Legal Aid made those findings public as part of a push for greater police transparency, but the bulk of the database is currently available only to lawyers within the group’s network. As word of the database’s existence spread, other attorneys began reaching out to Legal Aid for access to its data, sometimes contributing more information from their own records. In one case, a judge even suggested that an attorney seek access to the database, prompting the officer’s attorney to also demand to see the file Legal Aid had on him.

Conti-Cook said the entire database has not been made public because it is built, in part, on confidential sources and information that’s protected by attorney-client privileges. But the goal, ultimately, is to distill the majority of the data that is in the public record and open up access to all New Yorkers.

“We’re dreaming of a website,” she told The Intercept.

Thousands take part in the Justice for All March and Rally on Pennsylvania Avenue to the US Capitol in Washington, DC, on December 13, 2014, to protest the killings of unarmed African-Americans by police officers and the decisions by Grand Juries to not indict them. AFP PHOTO / SAUL LOEB        (Photo credit should read SAUL LOEB/AFP/Getty Images)

Thousands take part in the “Justice for All” march on Pennsylvania Avenue in Washington, D.C., on Dec. 13, 2014, to protest the killings of unarmed African-Americans by police officers and the decisions by grand juries not to indict them.

Photo: Saul Loeb/AFP/Getty Images

A Killer Cop With a Past

On October 20, 2014, a group of Chicago police officers shot and killed a black teenager named Laquan McDonald. Police said that the officers fired in self-defense, the boy had a knife, and he was killed by a single shot to the chest. For over a month, the official narrative was the only narrative.
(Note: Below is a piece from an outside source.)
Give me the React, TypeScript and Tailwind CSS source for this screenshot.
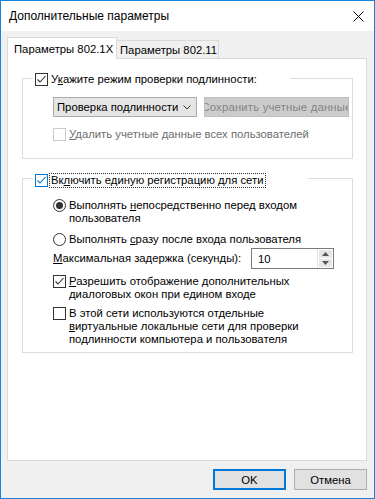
import React from "react";

const FONT = { fontFamily: '"Liberation Sans", Arial, sans-serif' };

function CheckBox({ checked, variant = "normal" }: { checked?: boolean; variant?: "normal" | "focus" | "disabled" }) {
  const border =
    variant === "focus" ? "border-[#0078d7]" : variant === "disabled" ? "border-[#cccccc]" : "border-[#333333]";
  const stroke = variant === "focus" ? "#0078d7" : "#333333";
  return (
    <div className={`w-[13px] h-[13px] border ${border} bg-white flex items-center justify-center shrink-0`}>
      {checked && (
        <svg width="11" height="11" viewBox="0 0 11 11">
          <path d="M1.5 5.5 L4 8 L9.5 2" fill="none" stroke={stroke} strokeWidth="1.1" />
        </svg>
      )}
    </div>
  );
}

function Radio({ checked }: { checked?: boolean }) {
  return (
    <div className="w-[13px] h-[13px] rounded-full border border-[#333333] bg-white flex items-center justify-center shrink-0">
      {checked && <div className="w-[7px] h-[7px] rounded-full bg-[#333333]" />}
    </div>
  );
}

export default function App() {
  return (
    <div
      className="w-[375px] h-[499px] border border-[#1883d7] flex flex-col bg-[#f0f0f0] text-[11.3px] text-black overflow-hidden"
      style={FONT}
    >
      {/* Title bar */}
      <div className="h-[30px] bg-white flex items-center justify-between pl-[8px] pr-[10px] shrink-0">
        <span className="text-[12px] leading-[14px] whitespace-nowrap">Дополнительные параметры</span>
        <svg width="11" height="11" viewBox="0 0 11 11">
          <path d="M0.5 0.5 L10.5 10.5 M10.5 0.5 L0.5 10.5" stroke="#000" strokeWidth="1" />
        </svg>
      </div>

      <div className="flex-1 flex flex-col pt-[6px] pl-[6px] pr-[7px]">
        {/* Tabs */}
        <div className="h-[21px] flex items-start">
          <div className="relative z-10 h-[22px] w-[110px] border-l border-t border-r border-[#d9d9d9] bg-white pl-[6px] flex items-center">
            <span className="leading-[14px] whitespace-nowrap">Параметры 802.1X</span>
          </div>
          <div className="mt-[3px] h-[18px] w-[102px] border-t border-r border-[#d9d9d9] bg-[#f0f0f0] pl-[3px] flex items-center">
            <span className="leading-[14px] whitespace-nowrap">Параметры 802.11</span>
          </div>
        </div>

        {/* Panel */}
        <div className="h-[403px] border border-[#d9d9d9] bg-white flex flex-col">
          {/* Group 1 */}
          <div className="relative mt-[19px] ml-[14px] w-[331px] border border-[#dcdcdc] pl-[30px] pt-[18px] pb-[17px]">
            <div className="absolute -top-[7px] left-[10px] w-[257px] h-[14px] bg-white flex items-center pl-[2px]">
              <CheckBox checked />
              <span className="ml-[3px] leading-[14px] whitespace-nowrap">
                У<span className="underline">к</span>ажите режим проверки подлинности:
              </span>
            </div>
            <div className="flex items-center">
              <div className="w-[144px] h-[20px] bg-[#e5e5e5] border border-[#acacac] flex items-center justify-between pl-[3px] pr-[5px]">
                <span className="leading-[14px] whitespace-nowrap">Проверка подлинности</span>
                <svg width="8" height="5" viewBox="0 0 8 5">
                  <path d="M0.5 0.5 L4 4 L7.5 0.5" fill="none" stroke="#333" strokeWidth="1" />
                </svg>
              </div>
              <div className="ml-[7px] w-[145px] h-[20px] bg-[#cccccc] border border-[#bfbfbf] flex items-center justify-center overflow-hidden">
                <span className="leading-[14px] whitespace-nowrap text-[#838383] tracking-[0.2px]">Сохранить учетные данные</span>
              </div>
            </div>
            <div className="mt-[10px] h-[14px] flex items-center">
              <CheckBox variant="disabled" />
              <span className="ml-[3px] leading-[14px] text-[#6d6d6d] whitespace-nowrap">
                <span className="underline">У</span>далить учетные данные всех пользователей
              </span>
            </div>
          </div>

          {/* Group 2 */}
          <div className="relative mt-[19px] ml-[14px] w-[331px] border border-[#dcdcdc] pl-[30px] pt-[20px] pb-[6px]">
            <div className="absolute -top-[6px] left-[10px] w-[275px] h-[15px] bg-white flex items-center pl-[2px]">
              <CheckBox checked variant="focus" />
              <span className="ml-[1px] px-[1px] leading-[13px] border border-dotted border-[#333] whitespace-nowrap">
                Вк<span className="underline">л</span>ючить единую регистрацию для сети
              </span>
            </div>

            <div className="flex items-start">
              <div className="h-[13px] flex items-center">
                <Radio checked />
              </div>
              <div className="ml-[3px] leading-[13px]">
                Выполнять <span className="underline">н</span>епосредственно перед входом
                <br />
                пользователя
              </div>
            </div>

            <div className="mt-[8px] flex items-start">
              <div className="h-[13px] flex items-center">
                <Radio />
              </div>
              <div className="ml-[3px] leading-[13px] whitespace-nowrap">
                Выполнять <span className="underline">с</span>разу после входа пользователя
              </div>
            </div>

            <div className="mt-[2px] flex items-center">
              <div className="w-[198px] leading-[13px] whitespace-nowrap">
                <span className="underline">М</span>аксимальная задержка (секунды):
              </div>
              <div className="w-[83px] h-[21px] border border-[#7a7a7a] bg-white flex items-stretch">
                <div className="flex-1 flex items-center pl-[6px] leading-[14px]">10</div>
                <div className="w-[16px] flex flex-col border-l border-[#e3e3e3] p-[1px] gap-[1px]">
                  <div className="flex-1 bg-[#e6e6e6] flex items-center justify-center">
                    <svg width="7" height="4" viewBox="0 0 7 4">
                      <path d="M0 4 L3.5 0 L7 4 Z" fill="#555" />
                    </svg>
                  </div>
                  <div className="flex-1 bg-[#e6e6e6] flex items-center justify-center">
                    <svg width="7" height="4" viewBox="0 0 7 4">
                      <path d="M0 0 L3.5 4 L7 0 Z" fill="#555" />
                    </svg>
                  </div>
                </div>
              </div>
            </div>

            <div className="mt-[6px] flex items-start">
              <div className="h-[13px] flex items-center">
                <CheckBox checked />
              </div>
              <div className="ml-[3px] leading-[13px]">
                <span className="underline">Р</span>азрешить отображение дополнительных
                <br />
                диалоговых окон при едином входе
              </div>
            </div>

            <div className="mt-[6px] flex items-start">
              <div className="h-[13px] flex items-center">
                <CheckBox />
              </div>
              <div className="ml-[3px] leading-[13px]">
                В этой сети используются отдельные
                <br />
                <span className="underline">в</span>иртуальные локальные сети для проверки
                <br />
                подлинности компьютера и пользователя
              </div>
            </div>
          </div>
        </div>

        {/* Buttons */}
        <div className="mt-[8px] flex justify-end gap-[8px]">
          <div className="w-[73px] h-[21px] border-2 border-[#0078d7] bg-[#e1e1e1] flex items-center justify-center leading-[14px]">
            OK
          </div>
          <div className="w-[73px] h-[21px] border border-[#adadad] bg-[#e1e1e1] flex items-center justify-center leading-[14px]">
            Отмена
          </div>
        </div>
      </div>
    </div>
  );
}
It was not until a whistleblower tipped off journalist Jamie Kalven that the story was false and there was “horrific” video to prove it that the real narrative began to emerge. Kalven obtained a copy of the autopsy report, which showed that McDonald had been shot 16 times, including several times in the back, and that police officer Jason Van Dyke had unloaded his weapon “execution style” while McDonald lay on the ground. A month later, the city settled with McDonald’s family for $5 million before they even moved to sue.

It took several more months of protest and public pressure before details of the official cover-up were revealed, and more than a year for the city to release dashcam video of the shooting. Finally, Van Dyke was charged with first-degree murder. Officials then sought to paint him as a lone “bad officer” whose actions shouldn’t reflect on the department.

Eventually, it emerged that Van Dyke had been accused of misconduct at least 17 times before he killed McDonald, including several allegations of brutality. Yet none of those complaints — one of which cost the city a $500,000 civil settlement — had resulted in any disciplinary action. Between 2012 and 2015, the city of Chicago paid $210 million in police misconduct settlements— with just 124 of the city’s roughly 12,000 police officers accounting for $34 million in payouts. The Chicago Police Department did not respond to a request for comment.

Public disclosure of Van Dyke’s long complaint history was made possible by litigation brought by Kalven against the city of Chicagoback in 2007. It took seven years of litigation for an Illinois Supreme Court judge to rule that documents bearing on allegations of police abuse, including citizen complaints, were public information and therefore subject to public records requests. Kalven’s group, the Invisible Institute, whose mission is to hold public institutions accountable, quickly moved to obtain records from Chicago’s Independent Police Review Authority as well as the department’s internal affairs division — which came to some 56,000 misconduct complaints against 8,500 police officers since 2011.

But the Invisible Institute didn’t stop there. Driven by a commitment to the notion that information about public institutions should be open, free, and accessible to all, the group processed all the complaints and then published them on a user-friendly, interactive website.

“We positioned ourselves as advocates for data, transparency, and accountability,” Rajiv Sinclair, who works on the database, told The Intercept. “We share all the data with everyone.”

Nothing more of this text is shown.